> On Mar 16, 2016, at 12:30 PM, Haravikk <[email protected]> wrote:
>
>>
>> On 16 Mar 2016, at 18:24, Jordan Rose via swift-evolution
>> <[email protected] <mailto:[email protected]>> wrote:
>>
>>
>>> On Mar 16, 2016, at 11:11, Joe Groff <[email protected]
>>> <mailto:[email protected]>> wrote:
>>>
>>>
>>>> On Mar 16, 2016, at 11:09 AM, Jordan Rose via swift-evolution
>>>> <[email protected] <mailto:[email protected]>> wrote:
>>>>
>>>> It's worth noting that—for better or for worse—explicit capture has
>>>> different semantics from implicit capture today. If a local variable
>>>> ('var', not 'let') is captured, it is captured by value when mentioned
>>>> explicitly and by reference when not. This is discussed in The Swift
>>>> Programming Language
>>>> <https://developer.apple.com/library/ios/documentation/Swift/Conceptual/Swift_Programming_Language/Expressions.html#//apple_ref/doc/uid/TP40014097-CH32-ID544>.
>>>>
>>>> If you were to then propose a syntax of `inout x` or `&x`, I would argue
>>>> that there is no inout-ish behavior: updates to the variable both inside
>>>> and outside the closure (a) are always reflected immediately (i.e. there
>>>> is no writeback), and (b) are not subject to the aliasing restrictions
>>>> that 'inout' has.
>>>>
>>>> (Not that I have an alternative spelling handy.)
>>>
>>> `[var x]` seems to me like a reasonable spelling for explicit `var` capture.
>>
>> I forgot to preempt that one too. :-) That would be somewhat at odds with
>> the "var x" we left in switches, which is definitely an independent
>> variable. (Especially if someone extends it to "var x = y".)
>
> What about “capture” as the keyword?
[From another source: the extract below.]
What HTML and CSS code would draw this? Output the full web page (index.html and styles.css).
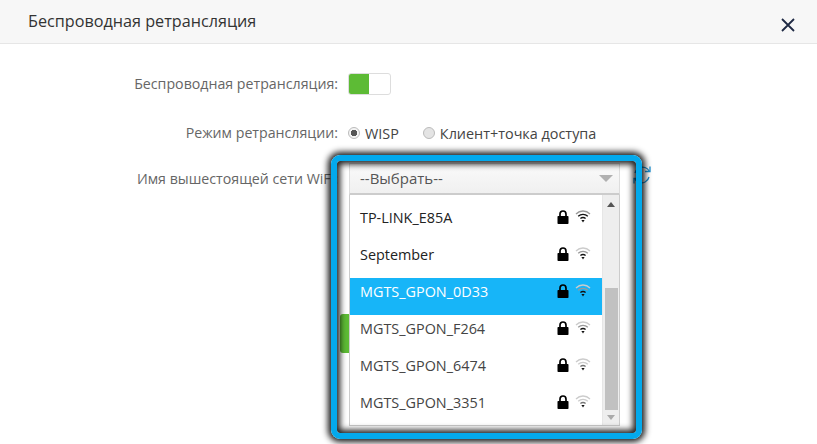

This will require a new name for capture
> lists, but it seems like it isn’t well named at the moment anyway if it’s
> effectively copying values right now.
>
> I’m also curious about thoughts regarding making implicit capture opt-in by
> default, vs the original proposals opt-out solution. Obviously this will
> require a good solution to the capture lists to replace the functionality
> and/or an attribute to opt-in to the current implicit behaviour, but I think
> it’s safer for it to be opt-in rather than the default.
I suspect that by far the most common use for capture lists is to declare
[(weak|unowned) self]. I don't think we want to punish that use case.